In An Unpredictable Market, More People Have Moved Into Real Estate Investing. That Has Meant Big Growth For Groundfloor.

High home prices and low housing inventory has stopped many Americans from buying a home over the last year. That has been particularly true across the Southeast, as a recent Zillow ranking found seven out of the ten “hottest” housing markets are in the region right now. 

But increasing real estates values have moved a new crop of people to invest in the space. And that has meant big opportunities for local startups helping bridge the gap between real estate deals and the “everyday investor.” 

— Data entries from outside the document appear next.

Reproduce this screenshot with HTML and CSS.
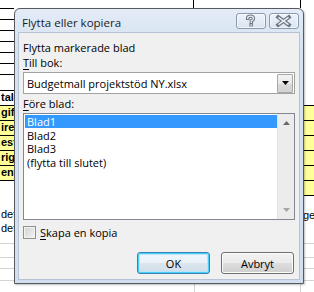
FILE: index.html
```html
<!DOCTYPE html>
<html>
<head>
<meta charset="utf-8">
<link rel="stylesheet" href="styles.css">
</head>
<body>
<div class="sheet">
  <div class="col col-left">
    <div class="row h8"></div>
    <div class="row line h11"></div>
    <div class="row line h11"></div>
    <div class="row line h11"></div>
    <div class="row line h11"></div>
    <div class="row line h11"></div>
    <div class="row line h11"></div>
    <div class="row line h16"></div>
    <div class="row line h15 cell bold">tala</div>
    <div class="row line h15 cell yellow bold">gifte</div>
    <div class="row line h15 cell yellow bold">ire</div>
    <div class="row line h15 cell yellow bold">est</div>
    <div class="row line h15 cell yellow bold">riga</div>
    <div class="row line h15 cell yellow bold">ent</div>
    <div class="row line h28"></div>
    <div class="row h13 cell">det</div>
    <div class="row h22 cell top">det</div>
    <div class="row gline h14"></div>
    <div class="row gline h11"></div>
    <div class="row gline h12"></div>
    <div class="row gline grow"></div>
  </div>
  <div class="col col-mid">
    <div class="mid-top"><div class="mid-top-cell"></div></div>
    <div class="grow"></div>
    <div class="mid-bottom"><div class="mid-bottom-cell"></div></div>
  </div>
  <div class="col col-right">
    <div class="row h8 vline"></div>
    <div class="row h97"></div>
    <div class="row line h15 yellow"></div>
    <div class="row line h15 yellow"></div>
    <div class="row line h15 yellow"></div>
    <div class="row line h15 yellow"></div>
    <div class="row line h15 yellow"></div>
    <div class="row line h15 yellow"></div>
    <div class="row line h48 cell right-txt">ge</div>
    <div class="row gline h14"></div>
    <div class="row gline h11"></div>
    <div class="row gline h12"></div>
    <div class="row gline grow gvline"></div>
  </div>
</div>

<div class="dialog">
  <div class="titlebar">
    <span class="title">Flytta eller kopiera</span>
    <div class="caps">
      <div class="cap">
        <svg width="30" height="16" viewBox="0 0 30 16">
          <path d="M12 5.2 Q12 3 15 3 Q18 3 18 5.3 Q18 7 15.8 7.8 L15.8 9.3" fill="none" stroke="#6d7684" stroke-width="3.4" stroke-linecap="square"/>
          <rect x="13.9" y="10.6" width="3.6" height="3" fill="#6d7684"/>
          <path d="M12 5.2 Q12 3 15 3 Q18 3 18 5.3 Q18 7 15.8 7.8 L15.8 9.3" fill="none" stroke="#e9edf3" stroke-width="1.3" stroke-linecap="square"/>
          <rect x="14.9" y="11.4" width="1.6" height="1.4" fill="#e9edf3"/>
        </svg>
      </div>
      <div class="cap">
        <svg width="30" height="16" viewBox="0 0 30 16">
          <path d="M9.5 4 L20.5 12 M20.5 4 L9.5 12" fill="none" stroke="#6d7684" stroke-width="4" stroke-linecap="square"/>
          <path d="M9.8 4.2 L20.2 11.8 M20.2 4.2 L9.8 11.8" fill="none" stroke="#e9edf3" stroke-width="1.6" stroke-linecap="butt"/>
        </svg>
      </div>
    </div>
  </div>
  <div class="client">
    <div class="lbl head">Flytta markerade blad</div>
    <div class="lbl"><u>T</u>ill bok:</div>
    <div class="combo">
      <span class="combo-text">Budgetmall projektstöd NY.xlsx</span>
      <div class="combo-btn">
        <svg width="7" height="4" viewBox="0 0 7 4"><path d="M0 0 H7 L3.5 4 Z" fill="#000"/></svg>
      </div>
    </div>
    <div class="lbl"><u>F</u>öre blad:</div>
    <div class="list">
      <div class="items">
        <div class="item sel">Blad1</div>
        <div class="item">Blad2</div>
        <div class="item">Blad3</div>
        <div class="item">(flytta till slutet)</div>
      </div>
      <div class="scroll">
        <svg width="7" height="4" viewBox="0 0 7 4"><path d="M0 4 H7 L3.5 0 Z" fill="#6a6a6a"/></svg>
        <svg width="7" height="4" viewBox="0 0 7 4"><path d="M0 0 H7 L3.5 4 Z" fill="#a6a6a6"/></svg>
      </div>
    </div>
    <div class="check">
      <span class="box"></span>
      <span><u>S</u>kapa en kopia</span>
    </div>
    <div class="buttons">
      <div class="btn def">OK</div>
      <div class="btn">Avbryt</div>
    </div>
  </div>
</div>
</body>
</html>
```

FILE: styles.css
```css
html, body {
  margin: 0;
  padding: 0;
}
body {
  width: 314px;
  height: 292px;
  overflow: hidden;
  position: relative;
  background: #ffffff;
  font-family: "Open Sans", "Noto Sans", sans-serif;
  font-size: 11px;
  color: #000;
}

/* background spreadsheet */
.sheet {
  display: flex;
  height: 292px;
}
.col {
  display: flex;
  flex-direction: column;
}
.col-left { width: 14px; }
.col-mid { width: 286px; }
.col-right { width: 14px; overflow: hidden; }
.row {
  box-sizing: border-box;
  flex: none;
}
.grow { flex: 1; }
.line { border-top: 1px solid #000; }
.gline { border-top: 1px solid #d4d4d4; }
.h8 { height: 8px; }
.h11 { height: 11px; }
.h12 { height: 12px; }
.h13 { height: 13px; }
.h14 { height: 14px; }
.h15 { height: 15px; }
.h16 { height: 16px; }
.h22 { height: 22px; }
.h28 { height: 28px; }
.h48 { height: 48px; }
.h97 { height: 97px; }
.yellow { background: #ffff99; }
.cell {
  font-family: "Liberation Sans", Arial, sans-serif;
  font-size: 11px;
  line-height: 13px;
  white-space: nowrap;
  padding-left: 1px;
}
.cell.top { line-height: 14px; }
.bold { font-weight: bold; }
.vline { border-left: 1px solid #000; }
.gvline { border-left: 1px solid #d4d4d4; }
.right-txt {
  padding-left: 3px;
  padding-top: 13px;
}
.mid-top { height: 8px; flex: none; }
.mid-top-cell {
  width: 180px;
  height: 8px;
  box-sizing: border-box;
  border-right: 1px solid #000;
}
.mid-bottom { height: 8px; flex: none; }
.mid-bottom-cell {
  width: 181px;
  height: 8px;
  box-sizing: border-box;
  border-right: 1px solid #d4d4d4;
}

/* dialog */
.dialog {
  position: absolute;
  left: 14px;
  top: 8px;
  width: 290px;
  height: 276px;
  box-sizing: border-box;
  border: 1px solid #555a61;
  border-radius: 6px 6px 0 0;
  background: linear-gradient(#e3ecf7, #d6e2f1 40px, #d3dfee);
  padding: 0 3px 3px 3px;
  display: flex;
  flex-direction: column;
  box-shadow: 1px 1px 2px rgba(0,0,0,0.25);
}
.titlebar {
  height: 23px;
  flex: none;
  display: flex;
  align-items: flex-start;
  justify-content: space-between;
}
.title {
  margin-top: 6px;
  padding-left: 4px;
  line-height: 15px;
  font-size: 11.5px;
  color: #1b1b1b;
}
.caps {
  display: flex;
  gap: 3px;
  margin-top: 4px;
  margin-right: 1px;
}
.cap {
  width: 30px;
  height: 16px;
  box-sizing: border-box;
  border: 1px solid #8a9ab0;
  border-radius: 3px;
  background: linear-gradient(#eef3f9, #dbe4ef);
  box-shadow: inset 0 0 0 1px rgba(255,255,255,0.6);
  display: flex;
  align-items: center;
  justify-content: center;
}
.cap svg { display: block; margin-left: -1px; margin-top: -1px; }

.client {
  flex: 1;
  box-sizing: border-box;
  border: 1px solid #b6c4d6;
  background: #f0f0f0;
  padding: 0 4px;
  display: flex;
  flex-direction: column;
}
.lbl {
  line-height: 15px;
  height: 15px;
  white-space: nowrap;
}
.lbl.head { margin-top: 7px; }
u { text-decoration-thickness: 1px; text-underline-offset: 2px; }

.combo {
  margin-top: 2px;
  height: 22px;
  box-sizing: border-box;
  border: 1px solid #a2a2a2;
  background: #fff;
  display: flex;
  align-items: center;
  justify-content: space-between;
  margin-bottom: 2px;
}
.combo-text {
  padding-left: 3px;
  white-space: nowrap;
}
.combo-btn {
  width: 16px;
  height: 19px;
  box-sizing: border-box;
  margin-right: 1px;
  border: 1px solid #a7a7a7;
  border-radius: 1px;
  background: linear-gradient(#f4f4f4, #e8e8e8 50%, #dadada 51%, #d2d2d2);
  display: flex;
  align-items: center;
  justify-content: center;
}
.combo-btn svg { display: block; }

.list {
  margin-top: 2px;
  height: 107px;
  box-sizing: border-box;
  border: 1px solid #828790;
  background: #fff;
  display: flex;
}
.items {
  flex: 1;
  padding: 1px 0 0 1px;
}
.item {
  height: 13.5px;
  line-height: 13.5px;
  padding-left: 2px;
  white-space: nowrap;
}
.item.sel {
  height: 13px;
  line-height: 13px;
  margin-bottom: 0.5px;
  background: #3399ff;
  color: #fff;
}
.scroll {
  width: 17px;
  flex: none;
  box-sizing: border-box;
  background: #ececec;
  border-left: 1px solid #e2e2e2;
  display: flex;
  flex-direction: column;
  justify-content: space-between;
  align-items: center;
  padding: 7px 0 7px 0;
}
.scroll svg { display: block; }

.check {
  margin-top: 5px;
  height: 15px;
  display: flex;
  align-items: center;
  gap: 4px;
  white-space: nowrap;
}
.box {
  width: 13px;
  height: 13px;
  box-sizing: border-box;
  border: 1px solid #8e8f8f;
  background: linear-gradient(135deg, #d2d2d2, #f4f4f4);
  box-shadow: inset 0 0 0 1px #f4f4f4;
  flex: none;
}

.buttons {
  margin-top: 12px;
  display: flex;
  justify-content: flex-end;
  gap: 11px;
  margin-right: 1px;
}
.btn {
  width: 73px;
  height: 22px;
  box-sizing: border-box;
  border: 1px solid #707070;
  border-radius: 3px;
  background: linear-gradient(#f2f2f2, #ebebeb 48%, #dddddd 52%, #cfcfcf);
  box-shadow: inset 0 0 0 1px #fbfbfb;
  display: flex;
  align-items: center;
  justify-content: center;
  line-height: 15px;
}
.btn.def {
  border-color: #3c7fb1;
  box-shadow: inset 0 0 0 1px #48d0f9, inset 0 0 0 2px #b7e6f9;
  background: linear-gradient(#f2f8fc, #e9f1f7 48%, #dae6ef 52%, #d0dde8);
}
```
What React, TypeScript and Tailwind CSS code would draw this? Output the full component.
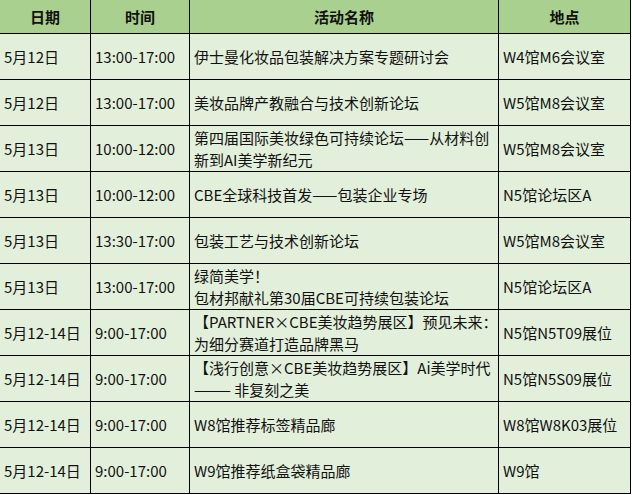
import React from "react";

type Row = { date: string; time: string; name: string[]; place: string };

const rows: Row[] = [
  { date: "5月12日", time: "13:00-17:00", name: ["伊士曼化妆品包装解决方案专题研讨会"], place: "W4馆M6会议室" },
  { date: "5月12日", time: "13:00-17:00", name: ["美妆品牌产教融合与技术创新论坛"], place: "W5馆M8会议室" },
  { date: "5月13日", time: "10:00-12:00", name: ["第四届国际美妆绿色可持续论坛——从材料创", "新到AI美学新纪元"], place: "W5馆M8会议室" },
  { date: "5月13日", time: "10:00-12:00", name: ["CBE全球科技首发——包装企业专场"], place: "N5馆论坛区A" },
  { date: "5月13日", time: "13:30-17:00", name: ["包装工艺与技术创新论坛"], place: "W5馆M8会议室" },
  { date: "5月13日", time: "13:00-17:00", name: ["绿简美学！", "包材邦献礼第30届CBE可持续包装论坛"], place: "N5馆论坛区A" },
  { date: "5月12-14日", time: "9:00-17:00", name: ["【PARTNER×CBE美妆趋势展区】预见未来：", "为细分赛道打造品牌黑马"], place: "N5馆N5T09展位" },
  { date: "5月12-14日", time: "9:00-17:00", name: ["【浅行创意×CBE美妆趋势展区】Ai美学时代", "——— 非复刻之美"], place: "N5馆N5S09展位" },
  { date: "5月12-14日", time: "9:00-17:00", name: ["W8馆推荐标签精品廊"], place: "W8馆W8K03展位" },
  { date: "5月12-14日", time: "9:00-17:00", name: ["W9馆推荐纸盒袋精品廊"], place: "W9馆" },
];

const cell = "border-r border-b border-black flex items-center bg-[#e2efda] px-[4px] whitespace-nowrap overflow-hidden";
const head = "border-r border-b border-black flex items-center justify-center bg-[#a9d08e] font-bold";

export default function App() {
  return (
    <div
      className="w-[632px] h-[495px] bg-white text-[15px] text-[#111] leading-[22px]"
      style={{ fontFamily: '"Noto Sans CJK SC", "Noto Sans", sans-serif' }}
    >
      <div className="grid grid-cols-[91px_99px_309px_132px] grid-rows-[34px_repeat(10,46px)]">
        <div className={head}>日期</div>
        <div className={head}>时间</div>
        <div className={head}>活动名称</div>
        <div className={head}>地点</div>
        {rows.map((r, i) => (
          <React.Fragment key={i}>
            <div className={cell}>{r.date}</div>
            <div className={cell}>{r.time}</div>
            <div className={cell}>
              <div className="flex flex-col">
                {r.name.map((l, j) => (
                  <span key={j}>{l}</span>
                ))}
              </div>
            </div>
            <div className={cell}>{r.place}</div>
          </React.Fragment>
        ))}
      </div>
    </div>
  );
}
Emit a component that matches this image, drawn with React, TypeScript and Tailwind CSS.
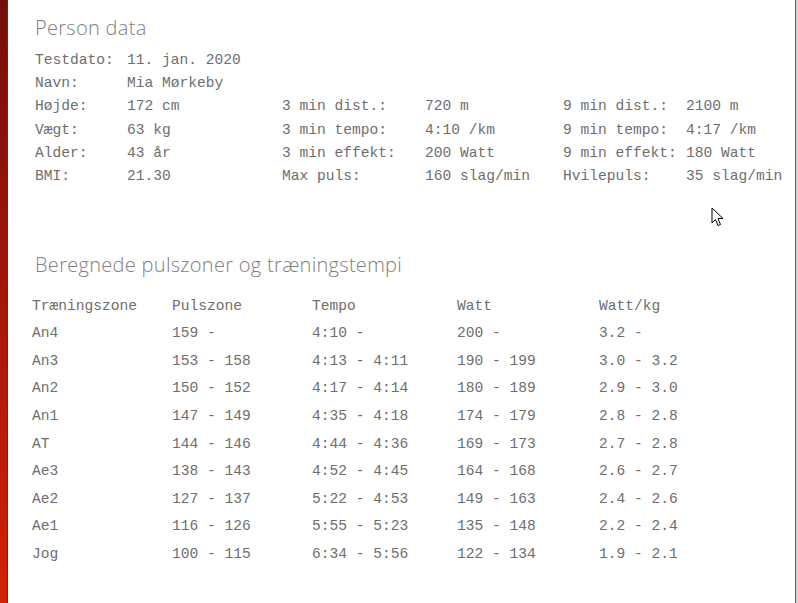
import React from 'react';

const mono = "font-['Liberation_Mono','Courier_New',monospace]";

const personRows: string[][] = [
  ['Testdato:', '11. jan. 2020', '', '', '', ''],
  ['Navn:', 'Mia Mørkeby', '', '', '', ''],
  ['Højde:', '172 cm', '3 min dist.:', '720 m', '9 min dist.:', '2100 m'],
  ['Vægt:', '63 kg', '3 min tempo:', '4:10 /km', '9 min tempo:', '4:17 /km'],
  ['Alder:', '43 år', '3 min effekt:', '200 Watt', '9 min effekt:', '180 Watt'],
  ['BMI:', '21.30', 'Max puls:', '160 slag/min', 'Hvilepuls:', '35 slag/min'],
];

const zones: string[][] = [
  ['Træningszone', 'Pulszone', 'Tempo', 'Watt', 'Watt/kg'],
  ['An4', '159 -', '4:10 -', '200 -', '3.2 -'],
  ['An3', '153 - 158', '4:13 - 4:11', '190 - 199', '3.0 - 3.2'],
  ['An2', '150 - 152', '4:17 - 4:14', '180 - 189', '2.9 - 3.0'],
  ['An1', '147 - 149', '4:35 - 4:18', '174 - 179', '2.8 - 2.8'],
  ['AT', '144 - 146', '4:44 - 4:36', '169 - 173', '2.7 - 2.8'],
  ['Ae3', '138 - 143', '4:52 - 4:45', '164 - 168', '2.6 - 2.7'],
  ['Ae2', '127 - 137', '5:22 - 4:53', '149 - 163', '2.4 - 2.6'],
  ['Ae1', '116 - 126', '5:55 - 5:23', '135 - 148', '2.2 - 2.4'],
  ['Jog', '100 - 115', '6:34 - 5:56', '122 - 134', '1.9 - 2.1'],
];

function Cursor() {
  return (
    <svg className="absolute left-[711px] top-[207px]" width="14" height="22" viewBox="0 0 14 22">
      <path
        d="M1 1 L1 16 L4.5 12.5 L7 18.5 L9.5 17.5 L7 11.5 L12 11.5 Z"
        fill="#fff"
        stroke="#000"
        strokeWidth="1"
      />
    </svg>
  );
}

export default function App() {
  return (
    <div className="relative flex h-[603px] w-[798px] overflow-hidden bg-white">
      {/* Left accent strip */}
      <div className="h-full w-[8px] shrink-0 border-r border-[#4b3434] bg-gradient-to-b from-[#760e08] to-[#d42108]" />

      {/* Main content */}
      <div className="flex-1 pl-[27px] pt-[14px]">
        <h2 className="font-['Open_Sans',sans-serif] text-[20px] font-light leading-[28px] tracking-[0.3px] text-[#808080]">
          Person data
        </h2>

        <div className={`${mono} mt-[7px] text-[14.6px] text-[#6e6e6e]`}>
          {personRows.map((row, i) => (
            <div key={i} className="grid h-[23.3px] grid-cols-[92px_155px_143px_138px_123px_1fr] items-center">
              {row.map((cell, j) => (
                <span key={j} className="whitespace-pre">{cell}</span>
              ))}
            </div>
          ))}
        </div>

        <h2 className="mt-[62px] font-['Open_Sans',sans-serif] text-[20px] font-light leading-[28px] tracking-[0.3px] text-[#808080]">
          Beregnede pulszoner og træningstempi
        </h2>

        <div className={`${mono} -ml-[3px] mt-[14px] text-[14.6px] text-[#6e6e6e]`}>
          {zones.map((row, i) => (
            <div key={i} className="grid h-[27.6px] grid-cols-[140px_140px_145px_142px_1fr] items-center">
              {row.map((cell, j) => (
                <span key={j} className="whitespace-pre">{cell}</span>
              ))}
            </div>
          ))}
        </div>
      </div>

      {/* Right window edge */}
      <div className="h-full w-[3px] shrink-0 border-l border-[#5a5a5a] bg-[#d8d4d4]" />

      <Cursor />
    </div>
  );
}
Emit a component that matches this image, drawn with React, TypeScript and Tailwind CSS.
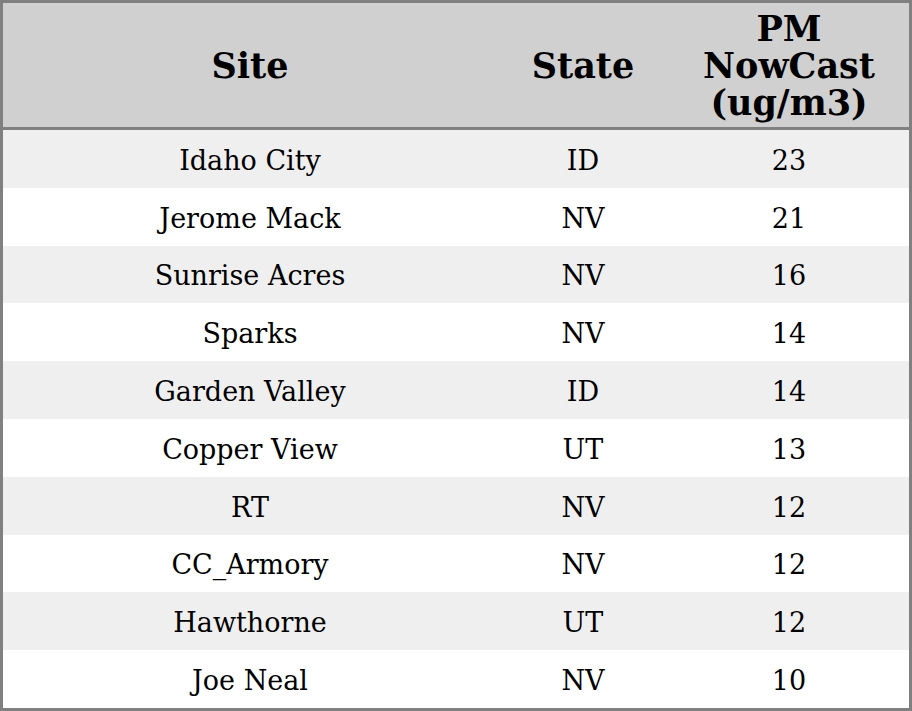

Groundfloor, the Atlanta-based investing and lending marketplace that allows individual investors to jump in on real estate deals, has seen revenue grow 114% with 160,000 users and $220 million in assets under management. 

Public stock markets have exposed a larger cohort of retail investors to wild and unpredictable price swings. Many have responded by trying out and allocating more into new alternative investments such as our short-term, high-yield real estate-backed notes and loans. Real estate debt is this new option that people are realizing offers the lowest possible volatility without sacrificing returns,” the Groundfloor team told Hypepotamus. 

Following that growth, the team announced this week $118 million in new capital, coming through a mix of different funding avenues. That includes $5.8 million in equity from Medipower, a publicly-traded commercial real estate firm, $7.2 million from individual investors on SeedInvest, and a $5.0 million convertible note from 86 individual investors.

Back in 2015, the startup raised a $5 million institutional round from Atlanta-based Fintech Ventures. 

Alongside the investment, Medipower will join in on Groundfloor’s real estate loans alongside other retail investors and invest $100 million on the platform, further validating the company’s premise that “retail investors deserve their share of the same pie on which hedge funds, private equity, and all other financially privileged players have been enriched in the modern Wall Street-oriented era,”  co-founder and CEO Brian Dally, said in a statement. “This new strategic relationship supports our mission to deliver that and is purposefully structured to be consistent with our vision for a level playing field in saving and investing.” 

Medipower’s Chairman Yair Goldfinger will also join Groundfloor’s board.

The team isn’t done growing. They are looking to add 50 positions, which are heavily concentrated in engineering and product. It is also expanding into the Jacksonville, Florida area, which is number 2 on Zillow’s list of “hottest” real estate markets.

“We like Jacksonville as a complement to other markets like Atlanta and Raleigh, NC because the macroeconomic factors that drive and support Jacksonville’s growth are quite different, providing our investors with another form of diversification,” the Groundfloor team added. 

They added that the new funding will “accelerate our ability to build the critical mass needed to support local concentration across an increasing number of U.S. cities and regions. Long term, this will enable another layer of risk management available to investors who want to leverage it.